“First Light” für ESPRESSO
Der neue ultrahochauflösende Spektrograph ESPRESSO hat seinen ersten Stern erfolgreich beobachtet. ESPRESSO wurde von einem Konsortium unter der Leitung von Francesco Pepe, Professor am Institut für Astronomie der Universität Genf und Mitglied von PlanetS, entwickelt und am Very Large Telescope (VLT) der ESO in Chile installiert. Der Spektrograph wird nach winzigen Änderungen in der Geschwindigkeit von Sternen suchen, Zeichen für die Anwesenheit eines Planeten. Dies ist das erste Mal, dass ein Instrument Licht von allen vier 8-Meter-Teleskopen des VLT zusammenführen kann, was einer Maschine mit einem Durchmesser von 16 Metern entspricht.

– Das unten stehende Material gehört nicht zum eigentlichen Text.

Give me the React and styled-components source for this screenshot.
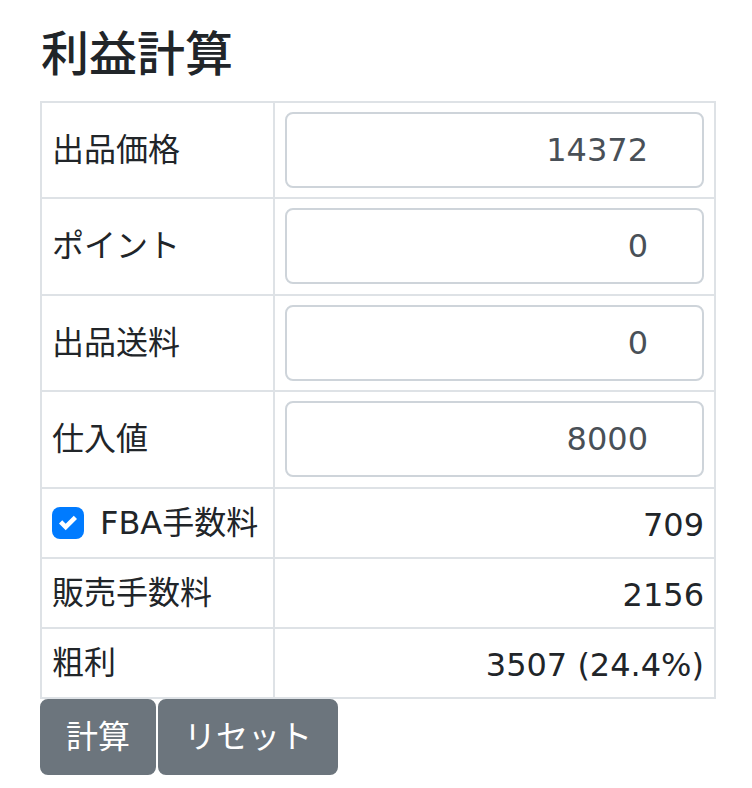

Nach einer ziemlich turbulenten Reise von Genf nach Chile waren alle Kisten mit den ESPRESSO-Teilen gut auf dem Paranal angekommen (siehe September-Ausgabe des Observer: http://nccr-planets.ch/de/blog/2017/09/27/tschuess-espresso/). In nur zwei Monaten baute das gesamte Team den Spektrographen auf dem Paranal-Gelände wieder zusammen und testete ihn. Dabei waren vor den ersten Beobachtungen einige Anpassungen nötig.

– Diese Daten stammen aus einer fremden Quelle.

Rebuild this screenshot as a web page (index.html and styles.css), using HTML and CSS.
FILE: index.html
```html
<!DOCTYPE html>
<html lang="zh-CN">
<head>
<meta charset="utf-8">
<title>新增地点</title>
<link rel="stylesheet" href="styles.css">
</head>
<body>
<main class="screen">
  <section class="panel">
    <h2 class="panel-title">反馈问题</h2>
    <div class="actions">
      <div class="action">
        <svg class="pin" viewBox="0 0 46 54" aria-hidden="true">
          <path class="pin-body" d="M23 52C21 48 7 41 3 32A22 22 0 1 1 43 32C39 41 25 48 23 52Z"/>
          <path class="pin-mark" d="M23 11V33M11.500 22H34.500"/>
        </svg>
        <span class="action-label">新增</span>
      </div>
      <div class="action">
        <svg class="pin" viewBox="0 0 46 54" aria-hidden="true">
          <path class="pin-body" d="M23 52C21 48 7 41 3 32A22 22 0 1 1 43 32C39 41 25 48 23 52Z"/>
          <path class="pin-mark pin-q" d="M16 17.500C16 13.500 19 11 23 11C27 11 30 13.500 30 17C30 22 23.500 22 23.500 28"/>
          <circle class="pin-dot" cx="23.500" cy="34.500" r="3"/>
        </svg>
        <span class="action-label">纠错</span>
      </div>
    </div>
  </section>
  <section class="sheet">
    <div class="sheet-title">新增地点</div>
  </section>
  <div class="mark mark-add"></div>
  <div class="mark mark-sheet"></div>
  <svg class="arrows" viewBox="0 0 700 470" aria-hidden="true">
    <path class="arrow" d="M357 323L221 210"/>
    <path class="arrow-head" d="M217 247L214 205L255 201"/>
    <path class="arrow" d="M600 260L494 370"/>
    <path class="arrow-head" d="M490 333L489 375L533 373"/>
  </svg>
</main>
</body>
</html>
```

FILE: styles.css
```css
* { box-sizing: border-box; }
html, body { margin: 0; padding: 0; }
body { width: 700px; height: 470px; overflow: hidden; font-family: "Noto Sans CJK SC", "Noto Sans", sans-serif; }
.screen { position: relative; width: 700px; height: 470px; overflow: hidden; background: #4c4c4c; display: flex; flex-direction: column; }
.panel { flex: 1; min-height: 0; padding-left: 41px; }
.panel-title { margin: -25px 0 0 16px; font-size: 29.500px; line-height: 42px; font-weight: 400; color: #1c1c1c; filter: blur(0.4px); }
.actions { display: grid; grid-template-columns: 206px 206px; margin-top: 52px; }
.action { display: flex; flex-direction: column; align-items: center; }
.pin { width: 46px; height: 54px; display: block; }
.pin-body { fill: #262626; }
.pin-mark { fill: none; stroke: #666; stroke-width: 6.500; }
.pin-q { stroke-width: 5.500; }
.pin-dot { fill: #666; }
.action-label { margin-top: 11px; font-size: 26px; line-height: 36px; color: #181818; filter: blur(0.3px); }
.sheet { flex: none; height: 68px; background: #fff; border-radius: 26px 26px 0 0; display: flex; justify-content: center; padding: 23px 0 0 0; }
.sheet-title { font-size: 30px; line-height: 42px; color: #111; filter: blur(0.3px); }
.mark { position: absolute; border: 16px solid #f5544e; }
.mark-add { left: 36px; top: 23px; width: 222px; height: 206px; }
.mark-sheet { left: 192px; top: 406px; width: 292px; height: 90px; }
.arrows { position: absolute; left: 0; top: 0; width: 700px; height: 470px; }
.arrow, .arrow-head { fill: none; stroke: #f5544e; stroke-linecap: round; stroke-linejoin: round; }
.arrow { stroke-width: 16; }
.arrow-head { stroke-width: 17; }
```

Am 27. November, dem vorgesehenen Datum für „First Light“, traf sich das ESPRESSO-Team mit leitenden Vertretern der ESO, um den ersten Stern anzupeilen. Das neue Instrument gehört zur Nachfolgegeneration von HARPS, dem bis heute weltweit besten Spektrographen, der bei der Messung der Radialgeschwindigkeiten von Sternen eine Genauigkeit von bis zu 1 m/s erreicht. ESPRESSO kann eine Präzision von einigen Zentimetern pro Sekunde erlangen.

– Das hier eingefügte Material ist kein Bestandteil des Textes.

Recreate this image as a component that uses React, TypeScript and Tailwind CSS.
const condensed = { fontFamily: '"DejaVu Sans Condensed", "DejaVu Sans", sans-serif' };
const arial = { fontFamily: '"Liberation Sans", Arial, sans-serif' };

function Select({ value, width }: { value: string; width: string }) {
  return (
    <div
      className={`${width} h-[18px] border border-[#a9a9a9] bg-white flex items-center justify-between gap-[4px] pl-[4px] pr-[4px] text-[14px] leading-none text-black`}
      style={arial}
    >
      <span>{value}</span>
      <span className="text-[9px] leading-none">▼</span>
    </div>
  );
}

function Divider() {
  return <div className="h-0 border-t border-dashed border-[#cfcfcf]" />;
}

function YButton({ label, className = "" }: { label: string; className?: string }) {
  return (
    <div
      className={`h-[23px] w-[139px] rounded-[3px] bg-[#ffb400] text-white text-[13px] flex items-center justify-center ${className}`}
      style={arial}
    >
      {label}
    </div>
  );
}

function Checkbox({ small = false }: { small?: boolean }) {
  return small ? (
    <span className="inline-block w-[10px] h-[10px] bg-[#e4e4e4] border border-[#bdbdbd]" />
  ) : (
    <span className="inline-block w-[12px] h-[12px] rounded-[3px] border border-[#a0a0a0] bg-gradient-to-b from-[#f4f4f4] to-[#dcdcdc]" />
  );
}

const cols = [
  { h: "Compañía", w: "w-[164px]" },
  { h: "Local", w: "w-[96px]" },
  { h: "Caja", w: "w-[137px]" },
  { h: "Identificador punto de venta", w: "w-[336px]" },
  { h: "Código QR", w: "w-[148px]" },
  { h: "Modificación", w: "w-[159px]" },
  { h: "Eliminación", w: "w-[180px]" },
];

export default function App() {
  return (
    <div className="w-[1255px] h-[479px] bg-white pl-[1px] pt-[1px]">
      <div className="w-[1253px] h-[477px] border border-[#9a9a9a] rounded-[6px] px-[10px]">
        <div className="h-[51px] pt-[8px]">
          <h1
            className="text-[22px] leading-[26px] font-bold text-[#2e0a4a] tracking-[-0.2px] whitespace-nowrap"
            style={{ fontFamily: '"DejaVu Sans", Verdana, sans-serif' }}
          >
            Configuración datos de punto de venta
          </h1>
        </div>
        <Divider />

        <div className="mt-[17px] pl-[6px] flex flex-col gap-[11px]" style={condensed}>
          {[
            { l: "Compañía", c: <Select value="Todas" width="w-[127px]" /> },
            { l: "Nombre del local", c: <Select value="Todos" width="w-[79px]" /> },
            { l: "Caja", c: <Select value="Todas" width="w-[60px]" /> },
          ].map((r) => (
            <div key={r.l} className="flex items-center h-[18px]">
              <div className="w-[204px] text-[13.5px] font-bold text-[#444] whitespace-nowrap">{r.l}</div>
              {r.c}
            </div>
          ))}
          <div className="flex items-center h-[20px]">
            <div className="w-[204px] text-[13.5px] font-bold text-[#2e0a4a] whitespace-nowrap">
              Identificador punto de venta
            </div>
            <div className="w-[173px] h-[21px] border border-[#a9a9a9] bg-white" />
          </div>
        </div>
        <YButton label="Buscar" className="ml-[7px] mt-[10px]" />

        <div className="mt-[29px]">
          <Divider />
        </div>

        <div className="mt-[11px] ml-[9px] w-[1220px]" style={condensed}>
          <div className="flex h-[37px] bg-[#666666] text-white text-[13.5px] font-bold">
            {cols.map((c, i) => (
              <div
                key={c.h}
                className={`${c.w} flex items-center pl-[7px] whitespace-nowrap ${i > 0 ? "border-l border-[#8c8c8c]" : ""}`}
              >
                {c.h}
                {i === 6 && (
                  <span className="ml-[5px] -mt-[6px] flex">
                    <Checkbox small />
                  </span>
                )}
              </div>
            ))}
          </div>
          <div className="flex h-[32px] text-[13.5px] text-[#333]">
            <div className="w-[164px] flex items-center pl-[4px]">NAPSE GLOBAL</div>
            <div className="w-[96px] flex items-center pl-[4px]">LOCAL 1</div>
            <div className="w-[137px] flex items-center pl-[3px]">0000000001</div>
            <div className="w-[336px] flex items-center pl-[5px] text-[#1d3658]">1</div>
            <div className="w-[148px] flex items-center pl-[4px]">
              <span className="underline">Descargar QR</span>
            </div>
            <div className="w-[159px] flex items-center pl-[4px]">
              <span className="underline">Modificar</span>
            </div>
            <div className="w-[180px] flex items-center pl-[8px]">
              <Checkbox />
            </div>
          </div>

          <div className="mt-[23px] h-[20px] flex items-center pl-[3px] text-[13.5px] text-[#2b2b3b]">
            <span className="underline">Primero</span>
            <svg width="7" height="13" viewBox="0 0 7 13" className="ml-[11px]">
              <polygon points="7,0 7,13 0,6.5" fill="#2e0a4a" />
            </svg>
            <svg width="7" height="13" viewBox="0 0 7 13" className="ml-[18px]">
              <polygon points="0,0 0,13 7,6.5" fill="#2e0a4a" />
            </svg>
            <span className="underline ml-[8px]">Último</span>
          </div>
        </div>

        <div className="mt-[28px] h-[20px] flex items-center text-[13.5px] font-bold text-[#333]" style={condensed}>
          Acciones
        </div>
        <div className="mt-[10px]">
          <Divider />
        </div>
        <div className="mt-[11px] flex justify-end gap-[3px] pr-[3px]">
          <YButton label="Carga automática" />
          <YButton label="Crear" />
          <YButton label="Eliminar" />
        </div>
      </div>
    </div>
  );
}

“Der Erfolg, der heute erzielt wurde, ist das Resultat der Arbeit vieler Beteiligten während 10 Jahren”, sagt Francesco Pepe, Astronom an der Universität Genf und verantwortlich für das Projekt: “ESPRESSO ist nicht nur die Weiterentwicklung unserer bisherigen Instrumente (einschliesslich HARPS), sondern bedeutet dank seiner höheren Präzision und Auflösung eine grosse Wende für die Welt der Planetologie. Es wird mindestens ein Jahrzehnt lang nicht übertroffen werden. Ich kann es kaum erwarten, bis wir unseren ersten Gesteinsplaneten finden werden.” Tatsächlich kann ESPRESSO mit seiner Genauigkeit von zehn Zentimetern pro Sekunde bei der Geschwindigkeit der Sterne (die sich mit mehreren Dutzend Kilometer pro Sekunde bewegen) Planetenmassen messen, die so klein sind wie diejenige der Erde.
Die erste Beobachtung galt dem Stern Tau Ceti. Sie wurde mit dem Teleskop UT1 des VLT durchgeführt. Beobachtungen mit sämtlichen vier Teleskopen folgen später. Die Wetterbedingungen waren gut, der Mond befand sich im ersten Quartal und einige harmlose Zirruswolken überzogen den Himmel. Die Beobachtungen funktionierten auf Anhieb. Die mit ESPRESSO aufgenommenen Spektren haben die gleiche Qualität wie diejenigen von HARPS, wurden jedoch mit wesentlich geringeren Belichtungszeiten gemacht. Gaspare Lo Curto, der Leiter der ESO-Instrumente, lobt die ESPRESSO-Mitarbeiter: “Sie haben nicht nur den Spektrographen perfekt installiert, sondern auch die Optik, die das Licht der Teleskope zum Gerät transportiert, und die sehr komplex ist.“
Obwohl ESPRESSO für die Jagd nach kleinen Planeten konzipiert und bestimmt ist, wird das Instrument auch andere Anwendungen haben. Es ist das derzeit beste Gerät, um die Unveränderlichkeit der Naturkonstanten vom Urknall bis heute zu testen. Winzige Variationen werden von einigen Theorien vorhergesagt, konnten aber bisher nicht in überzeugender Weise beobachtet werden.
Auch wenn ESPRESSO zurzeit das Nonplusultra der Technologie und Spektrographie ist, spricht man bereits über seinen grossen Bruder HIRES, der im künftigen ESO-Riesenteleskop ELT mit seinem 39-Meter-Durchmesser installiert werden soll. Man erhofft sich bereits die Entdeckung von Gesteinsplaneten, die kleiner als die Erde sind, wie der Mars, und wer weiss – vielleicht wie der Mond?